By: Jennifer Britt
The Parsons Advocate
Darrell Spitznogle was convicted by a jury of 12 for six counts of sexual abuse and one count of sexual assault. Spitznogle sexual abused a male child from the ages of nine to 11 starting in 2013. The male victim now 18 testified in open court that Spitznogle would touch him in his private area or Spitznogle would have the victim touch him. On more than one occasion the victim testified that Spitznogle would place his penis slightly in or around his anus.
Brent Easton and Morris Davis, lawyers for the now twice convicted sexual child abuser motioned the court for an acquittal of the one charge of sexual assault based on what the defense considered impeachment of the victim’s testimony.
According to West Virginia state law, “a person is guilty of sexual assault in the first degree when the person, being fourteen years old or more, engages in sexual intercourse or sexual intrusion with another person who is younger than twelve years old and is not married to that person.
“Sexual intercourse” means any act between persons involving penetration, however slight, of the female sex organ by the male sex organ or involving contact between the sex organs of one person and the mouth or anus of another person.
“Sexual intrusion” means any act between persons involving penetration, however slight, of the female sex organ or of the anus of any person by an object for the purpose of degrading or humiliating the person so penetrated or for gratifying the sexual desire of either party.”
Morris said, “We would move the court for a new trial on the basis of the impeachment of the defendant. We have two bases for asking for a new trial. The first one is if the court will recall a statement made by the defendant regarding a previous plea and the how state brought up his previous conviction, his previous alleged statement to the state police. They said they were not trying to use the police reports for FRE (Federal Rule of Evidence) 404(b) but that they were trying to use it simple as impeachment for a prior inconsistent statement.”
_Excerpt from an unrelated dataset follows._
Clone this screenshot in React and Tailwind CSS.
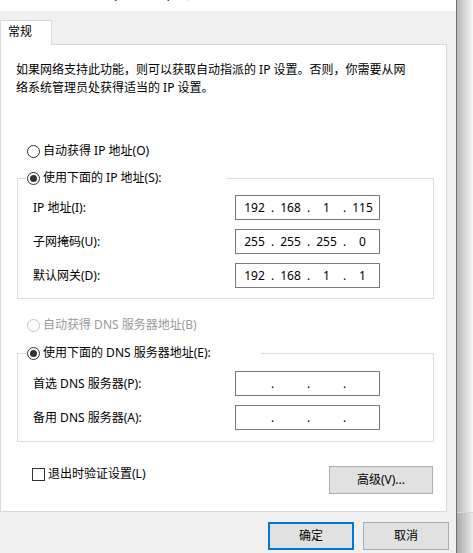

404(b) evidence is evidence of prior bad acts that the prosecution can introduce in their case-in-chief. Under Federal Rule of Evidence (FRE’ 404(b), the prosecution is able to introduce evidence of the defendant’s prior bad acts that are not charged in the instant criminal case. Although introduction of 404(b) evidence is not permissible to show the individual’s criminal propensity, or pre-disposition to commit crimes, FRE 404(b) is admissible for other reasons such as motive, opportunity, or intent.
Prosecuting Attorney Savannah Hull Wilkins rebutted Morris’ motion by stating that there was testimony from the victim that clearly defined sexual assault. The victim had testified that he was sexually assaulted by Spitznogle when Spitznogle placed the tip of his penis in his anus. This act constitutes first degree sexual assault.
Wilkins also rebutted Morris’ motion for a new trail based on the fact the defense had ample time during the trial to redirect the testimony of Spitznogle where he stated he lied on his statement to the police in Monongalia County during his prior charges of sexual assault of a child by a parent by attempting to the charges. Spitznogle claims he lied because his lawyer advised him to take the plea and get out of prison in fewer years.
The honorable Judge James Courrier agreed with the Prosecuting Attorney Wilkins on both accounts and denied the defense the motions for acquittal and a new trail. Courrier stated the prosecuting attorney had enough evidence in the victim’s testimony which met the definition of first-degree sexual assault. Courrier also explained that the state had presented the prior conviction testimony correctly, had allowed Spitznogle to read and give explanation, and defense had opportunity to follow up with a redirect with the accused.
Sentencing is set for October 17 at 1:30 p.m. Spitznogle is facing a life sentence.